Jay Alammar Flashcards
How do we transform words into things that the Blocks can work with?
Words are tokenized (integer ID)
Each token is converted into its embedding (a large vector corresponding to its token integer ID)
What are the two components of an Encoder/Decoder block?
Self-attention
Feed Forward Neural Network
What’s the name for the scores given to each token in the vocabulary?
Logits
(these are then soft-maxed in the final layer, where they sum up to 1)
We can pick the highest one, or sample to give a wider selection from which to choose from
Picking the highest probabilty for the next word is known as …
Greedy sampling
In Self-Attention what are three matrices that are used to manipulate the inputs?
Query
Key
Value
What’s the difference in architecture between GPT and Bert?
GPT - decoders
Bert - encoders
What is auto-regression (in the context of LLMs)?
After each new token is generated, it gets added to the input prompt (ready for the next token to be generated)
What’s the difference between Encoder and Decoder stacks?

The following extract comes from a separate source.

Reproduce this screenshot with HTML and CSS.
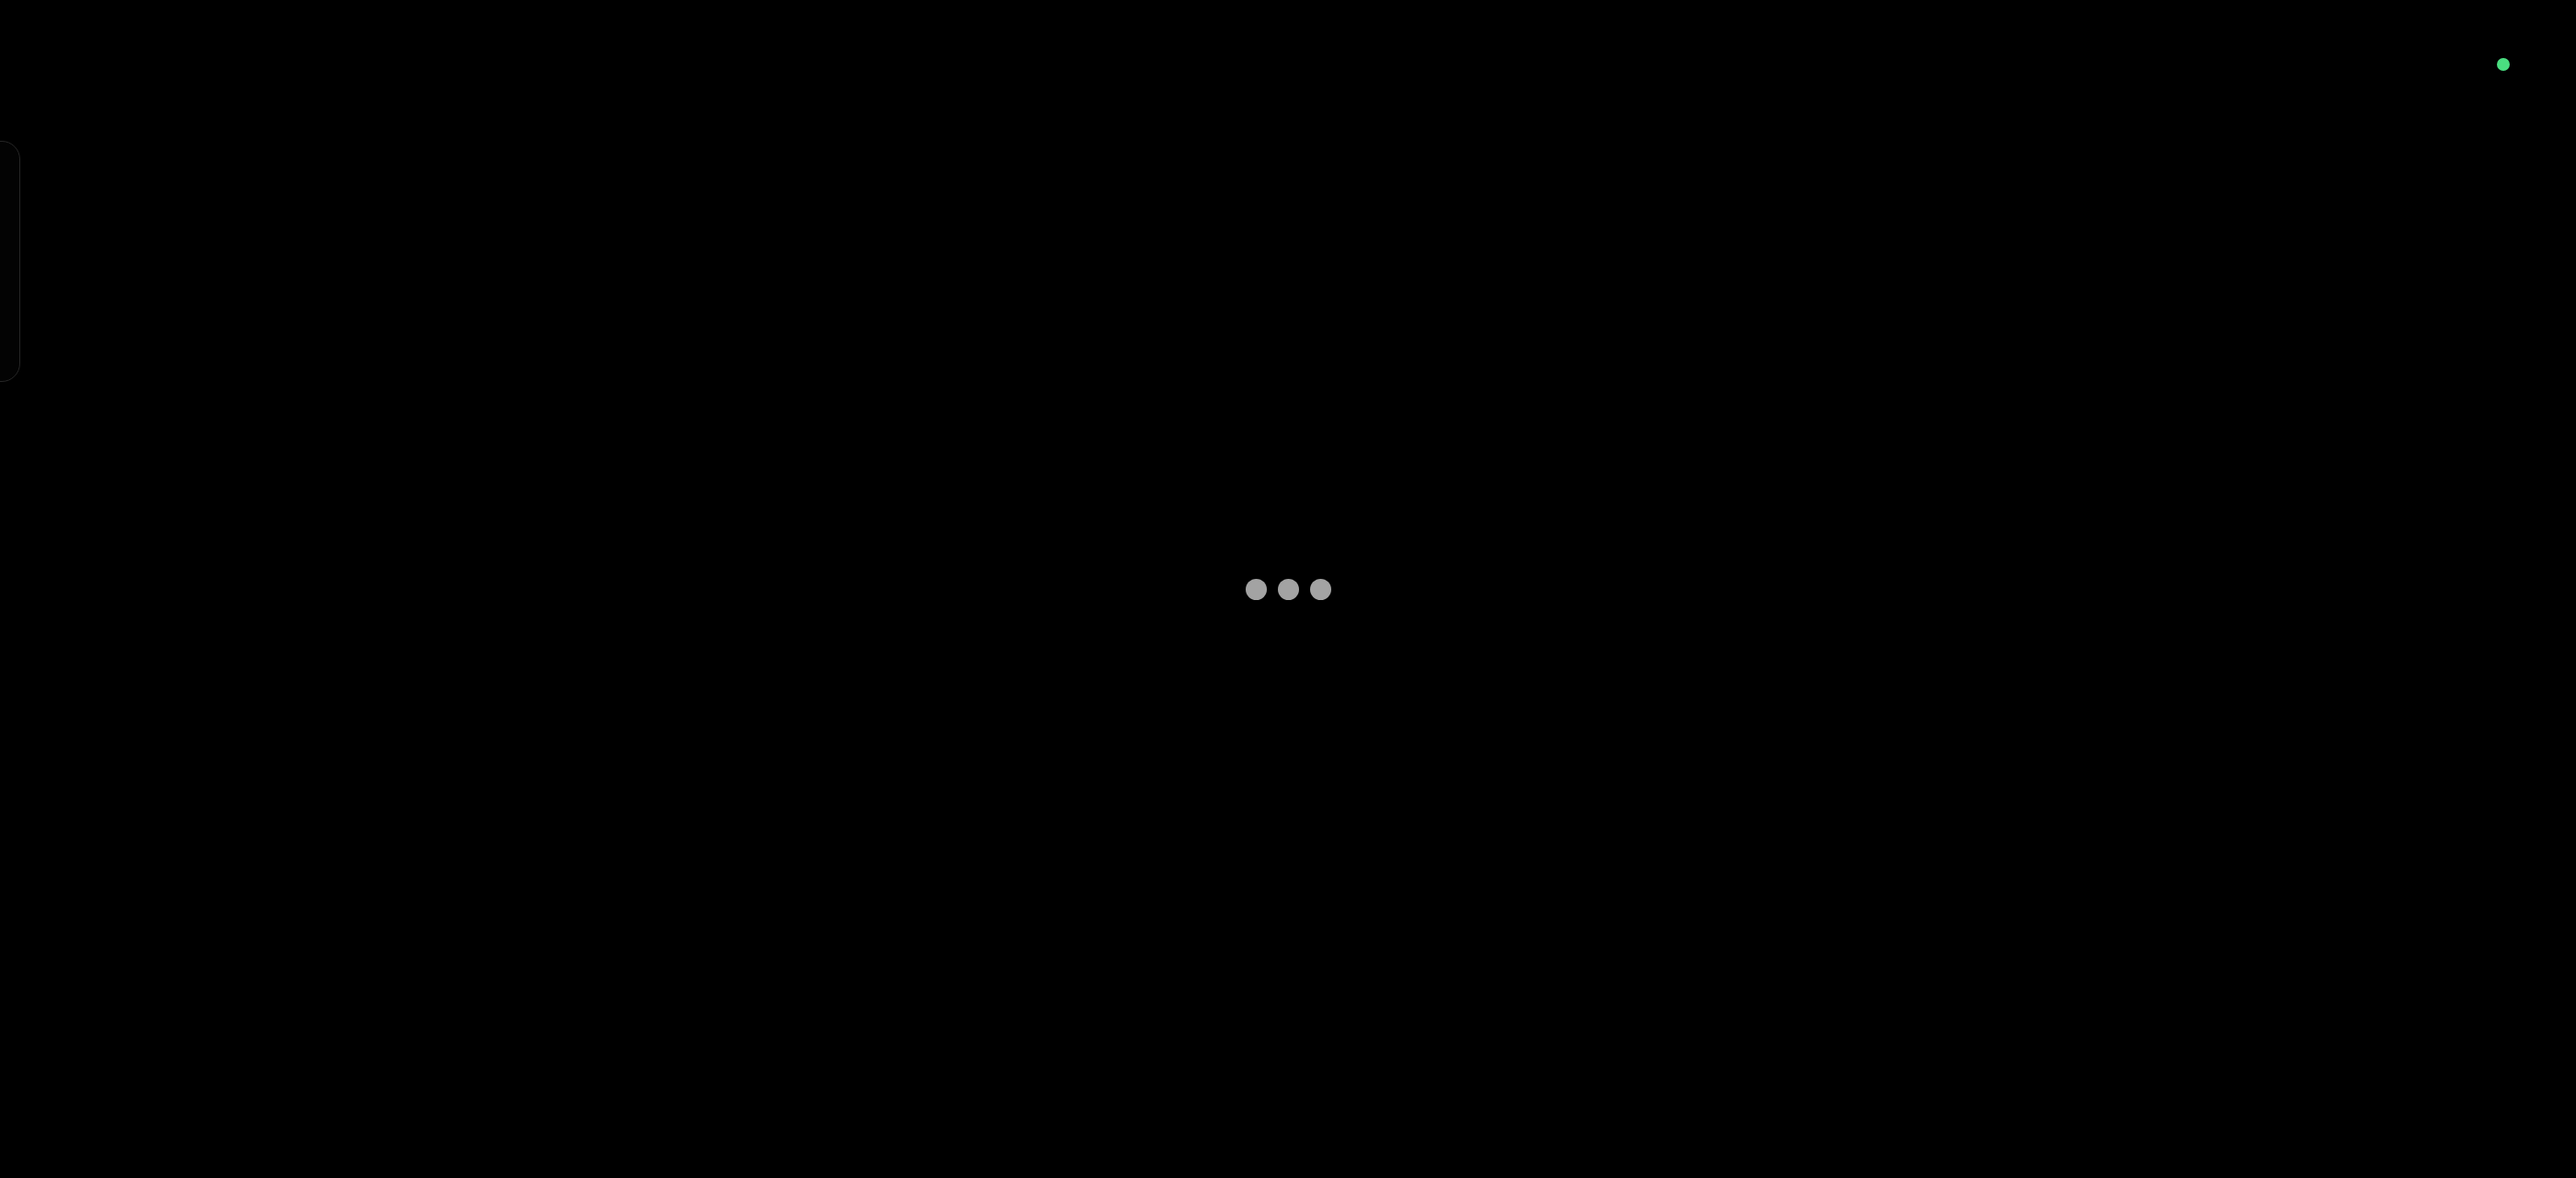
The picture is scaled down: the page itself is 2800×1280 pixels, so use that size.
FILE: index.html
```html
<!DOCTYPE html>
<html lang="en">

<head>
    <meta charset="UTF-8">
    <meta name="viewport" content="width=device-width, initial-scale=1.0">
    <title>Loading</title>
    <link rel="stylesheet" href="styles.css">
</head>

<body>
    <!-- painel lateral recolhido -->
    <div class="side-panel"></div>

    <!-- status da conexão -->
    <span class="status-dot"></span>

    <main class="loader-area">
        <div class="loader">
            <span class="loader-dot"></span>
            <span class="loader-dot"></span>
            <span class="loader-dot"></span>
        </div>
    </main>
</body>

</html>
```

FILE: styles.css
```css
html, body {
    height: 100%;
}

body {
    font-family: "Liberation Sans", Arial, sans-serif;
    margin: 0;
    background-color: #000;
    overflow: hidden;
}

.side-panel {
    position: fixed;
    top: 153px;
    left: -60px;
    width: 80px;
    height: 260px;
    border: 1px solid #262626;
    border-radius: 20px;
    background-color: #030303;
}

.status-dot {
    position: fixed;
    top: 63px;
    right: 72px;
    width: 14px;
    height: 14px;
    border-radius: 50%;
    background-color: #4ade80;
}

.loader-area {
    height: 100%;
    display: flex;
    align-items: center;
    justify-content: center;
}

.loader {
    display: flex;
    gap: 12px;
}

.loader-dot {
    width: 23px;
    height: 23px;
    border-radius: 50%;
    background-color: #a3a3a3;
}
```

They both have Self-Attention and Feed Forward Neural Network
In addition, the Decoder has **Encoder-Decoder Self Attention **
What is length of embedding vector in GPT-3?
Largest version is 12,288 (dimension of vector)
When a token is sent to a Transformer (in GPT) how is it processed? two steps
- Embedding vector is looked up
- To this is added the position encoding vector
this is then passed onto the first Decoder block
Describe what Self-Attention does? give an example
Its purpose is to create a vector based on the current token, but modified for context
E.g. “the chicken crossed the road and then painted it”
each word will get a self-attention score, so “the” and “road” will score highly, and the current word “it”. Each of these vectors is then scored and the sum produces a vector which is then passed onto the FFNN (Feed Forward Neural Network)
What is the list of tokens and their probabilities, output from the model, called?
Logits
How can we consider only the top 5 probabilty words?
Set top_k to 5